25. My favorite motto, scripture, quote that gets me through tough times is: I live my life by pain levels. “Today is a 4. I can tolerate a 4. It’s not that bad. Last week was an 8, which was pretty bad, but not as bad as three months ago when … .” Gauging my pain and rationalizing it helps me get through the day.
26. When someone is diagnosed I’d like to tell them: Well, mine is not a normal diagnosis. But, I would tell them that with modifications, and a positive attitude, it will be okay.
27. Something that has surprised me about living with an illness is: My humor concerning my leg, and my ability to realize I’ll live with this for the rest of my life.
28. The nicest thing someone did for me when I wasn’t feeling well was: It’s always friends and my parents. My mom has bought groceries, brought me dinner, and given my child a bath. She is also the one who picked out my cane, surprising me with it. It’s hot pink, with roses, affectionately named Pink Rosie. My dad has driven out at midnight to pick up my pain pills, and bring me a knee brace.

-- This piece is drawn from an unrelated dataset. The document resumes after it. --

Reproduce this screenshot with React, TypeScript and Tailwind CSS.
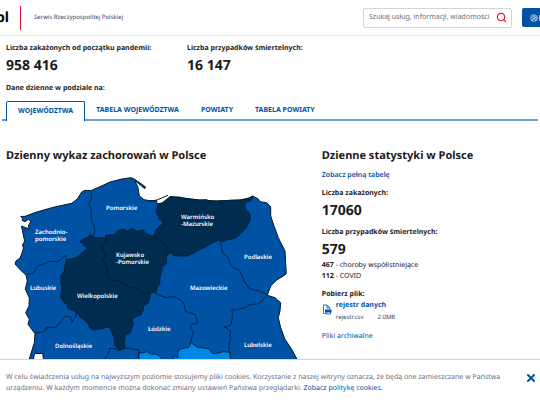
import { CircleUserRound, Search, X } from 'lucide-react';

type Point = [number, number];

const stats = [
    { label: 'Liczba zakażonych od początku pandemii:', value: '958 416' },
    { label: 'Liczba przypadków śmiertelnych:', value: '16 147' },
];

const tabs = ['WOJEWÓDZTWA', 'TABELA WOJEWÓDZTWA', 'POWIATY', 'TABELA POWIATY'];

const country: Point[] = [
    [15, 263], [16, 260], [20, 257], [22, 252], [23.5, 247], [22.5, 244], [24.7, 240], [23.3, 234], [21.5, 225],
    [24, 226], [29.3, 228], [28.3, 225], [31, 220], [28.3, 218.5], [25, 220.7], [22, 219.3], [22.7, 217.5],
    [20.7, 215.5], [25, 215.3], [36.7, 211], [53.3, 206.3], [71.7, 202.3], [77.3, 198], [81.7, 191], [85, 189.3],
    [90.7, 189.7], [100, 185.7], [110, 181], [121.7, 178], [131, 176.7], [134.3, 178], [145.7, 186], [144.7, 187.7],
    [135, 179.5], [138, 186.7], [139.3, 195], [144, 198.7], [150, 199.7], [156.7, 199.7], [157, 203], [162.7, 201.7],
    [170, 195.7], [183.3, 197], [200, 199], [216.7, 200], [240, 199], [250, 196.7], [252.7, 195], [258.3, 198],
    [260, 200.7], [266.7, 201.7], [270.7, 206], [270.7, 215], [274, 225], [278.3, 236.7], [285, 250], [286.3, 272.7],
    [283.3, 275], [276.7, 279], [270.7, 285], [267.3, 294.3], [275, 296.7], [280.7, 301.7], [280, 310], [278.3, 316.7],
    [280.7, 326.7], [285, 338.3], [291.7, 348.3], [298, 360], [310, 380], [44, 380], [43.5, 359], [42.7, 352.5],
    [34.5, 352.5], [33.5, 358], [29, 359], [34.3, 341.7], [35, 332.7], [28, 323.3], [29.3, 318.3], [25.7, 311.7],
    [29, 305], [29.3, 296.7], [25.3, 288.3], [27.3, 280], [26, 274], [20.7, 269.3],
];

const regions: { fill: string; points: Point[] }[] = [
    {
        // Warmińsko-Mazurskie
        fill: '#002d4f',
        points: [
            [170, 195.7], [183.3, 197], [200, 199], [216.7, 200], [240, 199], [250, 196.7], [252.7, 195], [250, 200],
            [245, 201.7], [245.7, 208.3], [250, 213.3], [250, 220], [245, 228.3], [233.3, 237.7], [221.7, 241],
            [218.3, 239.3], [210, 243.3], [200, 248.3], [186.7, 255], [175, 255], [170.7, 251.7], [166.7, 246.7],
            [160, 240], [154, 235], [155, 231.7], [159.3, 225], [163.3, 223.3], [162.7, 219.3], [159, 218.3],
            [156.7, 211.7], [157.3, 205], [162.7, 201.7],
        ],
    },
    {
        // Kujawsko-Pomorskie
        fill: '#002d4f',
        points: [
            [106, 234.3], [115, 233.3], [118.3, 229.3], [125, 228.3], [128, 230], [131.7, 227.3], [136.7, 230],
            [143.3, 229.3], [146.7, 233.3], [154, 235], [160, 240], [166.7, 246.7], [170.7, 251.7], [166.7, 255],
            [166.7, 261.7], [161.7, 266.7], [161, 273.3], [160, 281.7], [156.7, 286.7], [156, 292.3], [150, 291.7],
            [143.3, 293.3], [138.3, 288.3], [128.3, 286], [121.7, 281.7], [113.3, 279.3], [106, 274], [107.3, 268.3],
            [103.3, 260], [105, 253.3], [101.7, 246.7], [106, 240],
        ],
    },
    {
        // Wielkopolskie
        fill: '#002d4f',
        points: [
            [90, 233.3], [95, 236.7], [106, 237], [106, 240], [101.7, 246.7], [105, 253.3], [103.3, 260],
            [107.3, 268.3], [106, 274], [113.3, 279.3], [121.7, 281.7], [128.3, 286], [138.3, 288.3], [143.3, 293.3],
            [150, 291.7], [148.3, 301.7], [143.3, 306], [141.7, 313.3], [133.3, 317], [133.3, 323.3], [130, 331.7],
            [125, 335], [125, 346], [120, 349.3], [115, 345], [113.3, 334], [108.3, 325.7], [100, 327.7],
            [91.7, 328.3], [88.3, 322.7], [80, 316], [76.7, 311.7], [68.3, 307.7], [66.7, 303.3], [60.7, 296.7],
            [61.7, 285], [60, 275], [64.3, 270], [66.7, 258.3], [76.7, 256.7], [87, 248], [86, 245], [80, 241],
            [81.7, 239], [87.3, 237.3],
        ],
    },
    {
        // Śląskie
        fill: '#0087e6',
        points: [[138.5, 352], [146.7, 350.7], [151.7, 353.3], [158.3, 354], [162, 358], [165, 370], [138.5, 370]],
    },
    {
        // Świętokrzyskie
        fill: '#0087e6',
        points: [
            [173.3, 355], [178.3, 356.5], [178.3, 349.3], [188.3, 346.7], [190.7, 341], [198.3, 346.7],
            [209.3, 347.7], [213.3, 352.7], [222, 351], [230, 351.7], [231, 370], [174, 370],
        ],
    },
];

const borders: Point[][] = [
    [[90.7, 189.7], [91.7, 195], [88.3, 203.3], [91, 207], [91.7, 220], [94.3, 226.7], [93.3, 235]],
    [[26, 274], [33.3, 271.7], [36.7, 266], [43.3, 263], [50, 260], [55, 261], [61, 258.3], [66, 254], [66.7, 258.3]],
    [[35, 332.7], [43.3, 330.7], [46.7, 326.7], [55, 326.7], [65, 315], [70.7, 316], [71.7, 321.7], [76, 315], [76.7, 311.7]],
    [[104, 359], [108.3, 353.3], [109.3, 347.3], [120, 349.3], [125, 347.3], [138.3, 348.7], [138.5, 359]],
    [[156, 292.3], [166.7, 296.7], [175, 296], [183.3, 301.7], [185, 310], [195, 313.3], [197.7, 321.7], [190.7, 324.3], [193.3, 333.3], [190.7, 341]],
    [[220, 241], [221.7, 250], [228.3, 256.7], [229.3, 261], [233.3, 266.7], [240, 270], [244, 280], [249.3, 287.7], [258.3, 289.3], [267.3, 294.3]],
    [[267.3, 294.3], [258.3, 302.7], [252, 303.5], [245, 306.7], [231.7, 309], [232.7, 316.7], [230, 325], [224, 325.7], [230.7, 330], [229.3, 341.7], [230.5, 359]],
];

const labels = [
    { x: 106, y: 209, text: 'Pomorskie' },
    { x: 181, y: 218, text: 'Warmińsko' },
    { x: 181, y: 225, text: '-Mazurskie' },
    { x: 35, y: 233, text: 'Zachodnio-' },
    { x: 35, y: 240, text: 'pomorskie' },
    { x: 116, y: 256, text: 'Kujawsko' },
    { x: 116, y: 263, text: '-Pomorskie' },
    { x: 244, y: 258, text: 'Podlaskie' },
    { x: 30, y: 289, text: 'Lubuskie' },
    { x: 77, y: 297, text: 'Wielkopolskie' },
    { x: 190, y: 289, text: 'Mazowieckie' },
    { x: 148, y: 330, text: 'Łódzkie' },
    { x: 55, y: 347, text: 'Dolnośląskie' },
    { x: 244, y: 346, text: 'Lubelskie' },
];

// Adds small bends between points. Depends only on position, so shared borders stay in line.
function roughPath(points: Point[], closed: boolean) {
    const all = closed ? [...points, points[0]] : points;
    let d = `M${all[0][0]} ${all[0][1]}`;
    for (let i = 1; i < all.length; i++) {
        const [x1, y1] = all[i - 1];
        const [x2, y2] = all[i];
        for (const t of [1 / 3, 2 / 3]) {
            const x = x1 + (x2 - x1) * t;
            const y = y1 + (y2 - y1) * t;
            d += `L${(x + Math.sin(x * 7 + y * 3) * 0.7).toFixed(1)} ${(y + Math.cos(x * 5 + y * 4) * 0.7).toFixed(1)}`;
        }
        d += `L${x2} ${y2}`;
    }
    return d + (closed ? 'Z' : '');
}

function PolandMap() {
    return (
        <svg viewBox="6 170 304 200" className="block w-[304px] shrink-0" role="img" aria-label="Mapa województw">
            <path d={`M${country.map((p) => p.join(' ')).join('L')}Z`} fill="#0052a5" stroke="#06182b" />
            <path d="M150 200L157 199L168 194.300" fill="none" stroke="#06182b" />
            {regions.map((region, i) => (
                <path key={i} d={roughPath(region.points, true)} fill={region.fill} stroke="#06182b" strokeWidth="0.8" />
            ))}
            {borders.map((line, i) => (
                <path key={i} d={roughPath(line, false)} fill="none" stroke="#06182b" strokeWidth="0.8" />
            ))}
            {labels.map((label) => (
                <text key={label.text} x={label.x} y={label.y} className="fill-white text-[6px] font-semibold">
                    {label.text}
                </text>
            ))}
        </svg>
    );
}

function FileIcon() {
    return (
        <svg viewBox="0 0 10 11" className="mt-[3px] h-[11px] w-[10px] shrink-0" fill="none" stroke="#0052a5">
            <path d="M3.500 9.500H1.500V1H5L8 4V5M5 1V4H8" strokeWidth="0.8" />
            <path d="M3 5.500H9.500V8.500H3Z" fill="#0052a5" stroke="none" />
            <path d="M4 8V10H8.500V8" strokeWidth="0.8" />
        </svg>
    );
}

export default function App() {
    return (
        <div className="flex h-screen flex-col overflow-hidden bg-white font-['Noto_Sans','Open_Sans',sans-serif] text-[#1b1b1b] [text-rendering:geometricPrecision]">
            <header className="flex h-9 shrink-0 items-center border-b border-gray-200">
                <span className="-ml-2 w-7 text-sm font-bold text-black">.pl</span>
                <span className="h-6 border-l border-[#dc143c]" />
                <span className="ml-[13px] flex-1 text-[6px] text-gray-700">Serwis Rzeczypospolitej Polskiej</span>
                <form className="flex h-5 w-[149px] items-center rounded-xs border border-gray-300 pr-1 pl-[5px]">
                    <input
                        type="text"
                        aria-label="Szukaj"
                        placeholder="Szukaj usług, informacji, wiadomości"
                        className="min-w-0 flex-1 text-[7px] outline-none placeholder:text-gray-500"
                    />
                    <button type="button" aria-label="Szukaj">
                        <Search className="h-[11px] w-[11px] text-[#dc143c]" strokeWidth={2.5} />
                    </button>
                </form>
                <button type="button" aria-label="Profil" className="ml-2.5 flex h-[19px] w-[18px] items-center overflow-hidden rounded-l-xs bg-[#0052a5] pl-2 text-white">
                    <CircleUserRound className="h-2 w-2 shrink-0" />
                    <span className="ml-px h-1.5 w-px shrink-0 bg-white/70" />
                </button>
            </header>

            <main className="min-h-0 flex-1 overflow-hidden px-1.5 pt-2">
                <dl className="flex">
                    {stats.map((stat) => (
                        <div key={stat.label} className="w-[181px]">
                            <dt className="text-[7px] leading-[10px] font-bold whitespace-nowrap">{stat.label}</dt>
                            <dd className="mt-0.5 text-[14px] leading-5 font-bold">{stat.value}</dd>
                        </div>
                    ))}
                </dl>
                <p className="mt-[7px] text-[7px] leading-3 font-bold">Dane dzienne w podziale na:</p>

                <nav className="-mx-1 mt-1.5 flex border-b-2 border-[#6a9fd4] pl-1" role="tablist">
                    {tabs.map((tab, i) => (
                        <button
                            key={tab}
                            type="button"
                            role="tab"
                            aria-selected={i === 0}
                            className={
                                i === 0
                                    ? '-mb-0.5 rounded-t-xs border border-b-0 border-[#0052a5] bg-white px-[11px] text-[7px] font-bold text-[#0052a5]'
                                    : 'h-[18px] px-[11px] text-[7px] font-bold text-[#0052a5]'
                            }
                        >
                            {tab}
                        </button>
                    ))}
                </nav>

                <div className="mt-[27px] grid grid-cols-5">
                    <section className="col-span-3">
                        <h2 className="text-[11px] leading-4 font-bold">Dzienny wykaz zachorowań w Polsce</h2>
                        <div className="mt-[7px]">
                            <PolandMap />
                        </div>
                    </section>
                    <section className="col-span-2 -ml-px text-[7px] leading-3">
                        <h2 className="text-[11px] leading-4 font-bold">Dzienne statystyki w Polsce</h2>
                        <a href="#tabela" className="mt-1.5 block font-semibold text-[#0052a5]">Zobacz pełną tabelę</a>
                        <h3 className="mt-1.5 font-bold">Liczba zakażonych:</h3>
                        <p className="mt-px text-[14px] leading-5 font-bold">17060</p>
                        <h3 className="mt-1.5 font-bold">Liczba przypadków śmiertelnych:</h3>
                        <p className="mt-px text-[14px] leading-5 font-bold">579</p>
                        <p className="leading-[11px]"><b>467</b> - choroby współistniejące</p>
                        <p className="leading-[11px]"><b>112</b> - COVID</p>
                        <h3 className="mt-[7px] font-bold">Pobierz plik:</h3>
                        <div className="flex gap-1">
                            <FileIcon />
                            <div>
                                <a href="#rejestr" className="block leading-[10px] font-bold text-[#0052a5]">rejestr danych</a>
                                <p className="flex gap-3.5 text-[6px] leading-3 text-gray-700">
                                    <span>rejestr.csv</span>
                                    <span>2.0MB</span>
                                </p>
                            </div>
                        </div>
                        <a href="#archiwum" className="mt-2 block text-[#0052a5]">Pliki archiwalne</a>
                    </section>
                </div>
            </main>

            <footer className="flex h-12 shrink-0 items-start border-t border-gray-300 bg-white pt-3 pr-[3px] pl-1.5">
                <p className="flex-1 pr-3 text-[7px] leading-[11px] text-gray-500">
                    W celu świadczenia usług na najwyższym poziomie stosujemy pliki cookies. Korzystanie z naszej witryny oznacza, że będą one zamieszczane w Państwa
                    urządzeniu. W każdym momencie można dokonać zmiany ustawień Państwa przeglądarki.{' '}
                    <a href="#cookies" className="text-[#0052a5]">Zobacz politykę cookies.</a>
                </p>
                <button type="button" aria-label="Zamknij" className="text-[#0052a5]">
                    <X className="h-3 w-3" strokeWidth={4} />
                </button>
            </footer>
        </div>
    );
}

29. I’m involved with Invisible Illness Week because: There are so many of us living with chronic pain, chronic illness, and chronic disease. A lot of us are moms. When you live with chronic illness, it is rough. Throw some tiny people into the mix, and it demonstrates the strength of our character.
30. The fact that you read this list makes me feel: Appreciative. Deeply, deeply grateful. Maybe it will make people pause before trying to outrun the hobbling woman that they would have passed, anyway, without as much anger or annoyance involved.